Wenn “vom Straßenraum … aber nur 50 Prozent für den motorisierten Verkehr gedacht” sind und schon die Pläne in diesem Artikel große Garagen und auch einige Zufahrtsstraßen aufweisen, wird es wohl keine autofreie Stadt werden. Vielleicht wird ein Teil der von Autos (auch der eigenen) verursachten Verkehrsprobleme nach außen verlagert, wäre dann aber dem faktischen Flächenverbrauch hinzuzurechnen.
Es dürfte letztlich wohl darauf hinauslaufen. In der Innenerschließung soll die Stadt laut Masterplan (http://smithgill.com/media/pdfs/Great_City_Chengdu_Master_Plan_for_web_2.pdf) für den nicht-motorisierten Verkehr optimiert werden. Ganz auf Straßen wird man aus Gründen der Ver- und Entsorgung sowie des Brandschutzes nicht verzichten können.

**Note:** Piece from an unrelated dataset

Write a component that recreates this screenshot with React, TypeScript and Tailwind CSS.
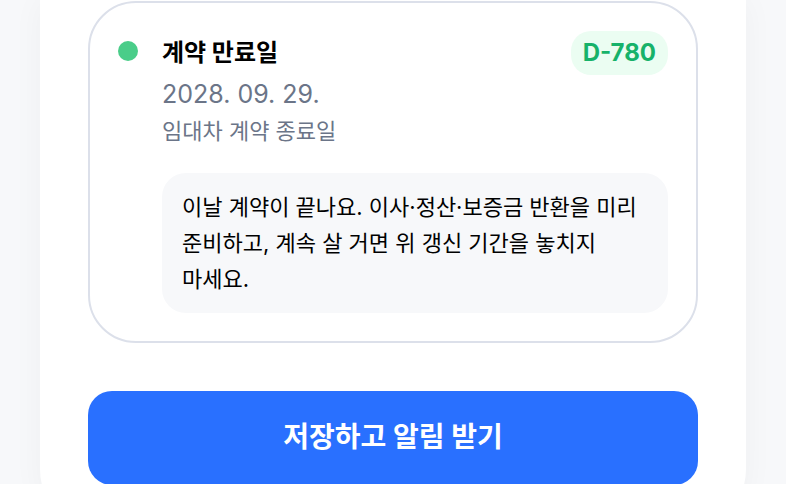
// contract reminder card with the save button
export default function App() {
  return (
    <main className="h-screen overflow-hidden bg-[#f7f8fa] px-10 font-['Inter','Noto_Sans_CJK_KR',sans-serif] text-black">
      <section className="rounded-b-[64px] bg-white px-12 pt-px pb-12 shadow-[0_0_32px_rgba(0,0,0,0.04)]">
        <article className="flex items-start gap-6 rounded-[48px] border-2 border-[#dce0ea] p-7">
          <span className="mt-2.5 size-5 shrink-0 rounded-full bg-[#4acd89]" />
          <div className="min-w-0 flex-1">
            <div className="flex items-start justify-between">
              <div>
                <h2 className="text-[24px] leading-[44px] font-bold">계약 만료일</h2>
                <p className="text-[25px] leading-[38px] text-[#6b7588]">2028. 09. 29.</p>
                <p className="text-[22px] leading-9 text-[#6b7588]">임대차 계약 종료일</p>
              </div>
              <span className="rounded-[20px] bg-[#ebfdf2] px-3 text-[24px] leading-[44px] font-bold text-[#17b26a]">
                D-780
              </span>
            </div>
            <p className="mt-6 rounded-3xl bg-[#f7f8fa] px-5 py-4 text-[22px] leading-9 break-keep">
              이날 계약이 끝나요. 이사·정산·보증금 반환을 미리 준비하고, 계속 살 거면 위 갱신 기간을 놓치지 마세요.
            </p>
          </div>
        </article>

        <button
          type="button"
          className="mt-12 w-full rounded-3xl bg-[#2970ff] pt-6 pb-[26px] text-[28px] leading-[44px] font-bold text-white"
        >
          저장하고 알림 받기
        </button>
      </section>
    </main>
  );
}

Etwa die Hälfte der gebauten Straßen soll für Pkw befahrbar sein, man möchte aber durch die Schaffung einer entsprechenden Stadtstruktur den Verzicht auf den Pkw innerhalb der Stadt so attraktiv wie möglich gestalten.
Man muss sich auch immer vor Augen führen, dass die “Great City” als klassischer Vorort für Chengdu, und – falls sich die Form als erfolgreich erweist – für viele weitere chinesische Städte, konzipiert ist. Rein von der Raumstruktur sind derartige Siedlungsstrukturen per se nicht verkehrarm, da immer die Verbindung zur “Kernstadt”bestehen soll. Und im Vergleich zu den “klassischen” Vorhaben in Chengdu
) ist bei diesem Projekt wenigstens eine umweltverträglichere Planung in Ansätzen erkennbar.

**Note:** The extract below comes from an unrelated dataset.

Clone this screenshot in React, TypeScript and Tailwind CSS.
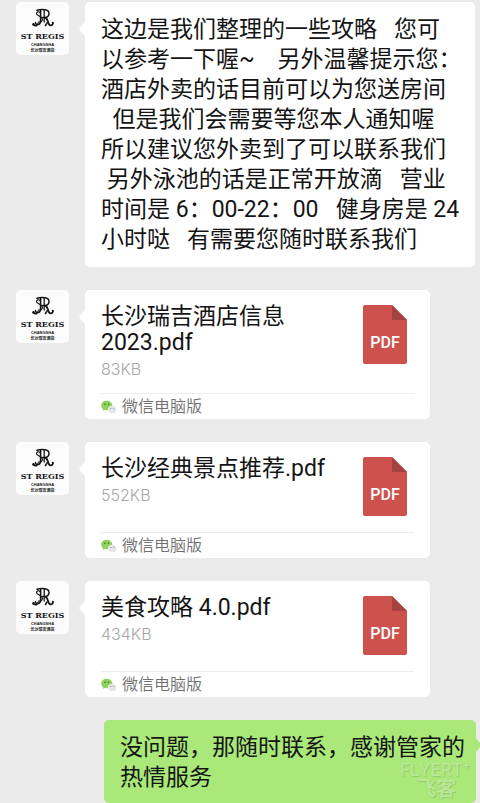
import type { ReactNode } from "react";

type PdfFile = { name: string; size: string };

const files: PdfFile[] = [
  { name: "长沙瑞吉酒店信息\n2023.pdf", size: "83KB" },
  { name: "长沙经典景点推荐.pdf", size: "552KB" },
  { name: "美食攻略 4.0.pdf", size: "434KB" },
];

const guideText = [
  "这边是我们整理的一些攻略   您可",
  "以参考一下喔~    另外温馨提示您：",
  "酒店外卖的话目前可以为您送房间",
  "  但是我们会需要等您本人通知喔",
  "所以建议您外卖到了可以联系我们",
  " 另外泳池的话是正常开放滴   营业",
  "时间是 6：00-22：00   健身房是 24",
  "小时哒   有需要您随时联系我们",
].join("\n");

function Avatar() {
  return (
    <svg
      viewBox="0 0 53 53"
      role="img"
      aria-label="ST REGIS CHANGSHA"
      className="size-[53px] shrink-0 rounded-[5px] bg-[#fcfcfc]"
    >
      <g fill="none" stroke="#161616" strokeLinecap="round" strokeLinejoin="round">
        <path strokeWidth="1.5" d="M21 8.200c2.500-.9 8-1 10 .1 2.700 1.300 2.700 5.400.1 6.700-1.200.6-2.900.7-4.400.4" />
        <path strokeWidth="1.6" d="M24.600 8.500v10.800c0 2-1.600 3.700-3.600 3" />
        <path strokeWidth="1.300" d="M28.200 8.500v11.500" />
        <path strokeWidth="1.200" d="M24 10.500c-1.300-1.400-3.800-.6-3.400 1.300.5 2.200 5 2.200 5.700 4.900.6 2.300-1.800 3.900-4.100 3.300" />
        <path strokeWidth="1.800" d="M29.500 15.600c2.400 1.400 2.200 4.400 3.500 6.700 1 1.700 3.400 1.600 4-.8" />
        <path strokeWidth="1.500" d="M22 21.800c-1.200 2.200-3.600 2.400-4.400.9M19.400 20.600l1.200 3.200M31 21l-1.500 2.500" />
      </g>
      <circle cx="17.500" cy="22.400" r="1.300" fill="#161616" />
      <circle cx="36.800" cy="20.800" r="1" fill="#161616" />
      <g fill="#161616" textAnchor="middle">
        <text x="26.500" y="36.500" className="font-['DejaVu_Serif',serif] text-[8px] font-bold">
          ST REGIS
        </text>
        <text x="26.500" y="43.500" className="font-['Liberation_Sans',sans-serif] text-[4px] font-bold">
          CHANGSHA
        </text>
        <text x="26.500" y="49.500" className="font-['Noto_Sans_CJK_SC',sans-serif] text-[4px] font-bold">
          长沙瑞吉酒店
        </text>
      </g>
    </svg>
  );
}

function PdfIcon() {
  return (
    <svg viewBox="0 0 44 59" role="img" aria-label="PDF" className="mt-px mr-[7px] mb-0.5 h-[59px] w-11 shrink-0">
      <path fill="#cd524e" d="M2 0h27l15 15v42a2 2 0 0 1-2 2H2a2 2 0 0 1-2-2V2a2 2 0 0 1 2-2z" />
      <path fill="#a44340" d="M29 0l15 15H29z" />
      <text x="22" y="42.500" textAnchor="middle" fill="#fff" className="font-['Roboto',sans-serif] text-base font-medium">
        PDF
      </text>
    </svg>
  );
}

function WeChatIcon() {
  return (
    <svg viewBox="0 0 16 14" aria-hidden="true" className="h-3.5 w-4 shrink-0">
      <path fill="#8fd35f" d="M5.700.8C2.600.8.200 2.900.200 5.500c0 1.500.8 2.800 2 3.700l-.5 1.900 2.100-1.100c.6.200 1.200.2 1.900.2 3.100 0 5.600-2.100 5.600-4.700S8.800.8 5.700.8z" />
      <path fill="#e3e5e8" d="M11.200 5.800c-2.500 0-4.400 1.600-4.400 3.600s1.900 3.600 4.400 3.600c.5 0 1-.1 1.500-.2l1.600.8-.4-1.400c1-.7 1.600-1.700 1.600-2.800 0-2-1.900-3.600-4.300-3.600z" />
      <g fill="#3d6b28">
        <circle cx="3.900" cy="4.200" r=".8" />
        <circle cx="7.600" cy="4.200" r=".8" />
      </g>
      <g fill="#8b9097">
        <circle cx="9.800" cy="8.500" r=".6" />
        <circle cx="12.700" cy="8.500" r=".6" />
      </g>
    </svg>
  );
}

function Received({ children }: { children: ReactNode }) {
  return (
    <div className="flex items-start gap-2.5 pr-[5px] pl-4">
      <Avatar />
      <div className="flex min-w-0 flex-1 items-start">
        <svg viewBox="0 0 6 14" aria-hidden="true" className="mt-5 h-3.5 w-1.5 shrink-0">
          <path fill="#fff" d="M6 0v14L.5 8Q0 7 .5 6z" />
        </svg>
        {children}
      </div>
    </div>
  );
}

function FileCard({ file }: { file: PdfFile }) {
  return (
    <article className="w-[345px] rounded-[5px] bg-white px-4">
      <div className="flex items-start justify-between border-b border-[#ededed] py-3.5">
        <div>
          <h2 className="text-[23px] leading-[26px] whitespace-pre-line">{file.name}</h2>
          <p className="mt-[3px] font-['Inter',sans-serif] text-base leading-5 font-light text-[#a8a8a8]">
            {file.size}
          </p>
        </div>
        <PdfIcon />
      </div>
      <footer className="flex h-[25px] items-center gap-[5px] text-base leading-6 font-[350] text-[#707070]">
        <WeChatIcon />
        微信电脑版
      </footer>
    </article>
  );
}

export default function App() {
  return (
    <main
      lang="zh-CN"
      className="flex flex-col gap-[23px] overflow-hidden bg-[#ebebeb] pt-0.5 font-['Roboto','Noto_Sans_CJK_SC',sans-serif] font-normal text-[#141414]"
    >
      <Received>
        <p className="min-w-0 flex-1 rounded-[5px] bg-white px-4 pt-[13px] pb-3 text-[23px] leading-[30px] whitespace-pre">
          {guideText}
        </p>
      </Received>

      {files.map((file) => (
        <Received key={file.size}>
          <FileCard file={file} />
        </Received>
      ))}

      <div className="relative flex items-start justify-end pl-4">
        <p className="w-[372px] rounded-[5px] bg-[#a9e879] pt-[13px] pb-2.5 pl-4 text-[23px] leading-[30px] whitespace-pre">
          {"没问题，那随时联系，感谢管家的\n热情服务"}
        </p>
        <svg viewBox="0 0 4 14" aria-hidden="true" className="mt-[18px] h-3.5 w-1 shrink-0">
          <path fill="#a9e879" d="M0 0v14l4-5V5z" />
        </svg>
        <div className="absolute right-0 bottom-0.5 flex w-20 flex-col font-normal text-[#bbe89a] [text-shadow:1px_1px_1px_#94cb6c]">
          <span className="font-['Inter',sans-serif] text-[17px] leading-4">FLYERT⁺</span>
          <span className="pl-4 text-[20px] leading-[23px] font-medium">飞客</span>
        </div>
      </div>
    </main>
  );
}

An dem Projekt habe ich während meines Praktikums bei AECOM gearbeitet. Der Investor hat eine Vorliebe für “vertical city”, zumindest vermarktet er alle seine Projekte unter dem Titel, haben zuvor schon an einem ähnlichen Projekt in Xi’an gearbeitet. Wenn man sich etwas näher damit auseinandersetzt ist es ein ganz normales TOD Projekt. Vertical transportation gibt es da nur in Form von Aufzügen, wobei sich die Architekten auch etwas schwer tun den Begriff “Vertical City” in Bezug auf das Verkehrssystem näher zu definieren. In China gibt es oft sehr ambitionierte Pläne, nur leider lässt der Output dann oft zu wünschen übrig. Ich bin gespannt was daraus wird.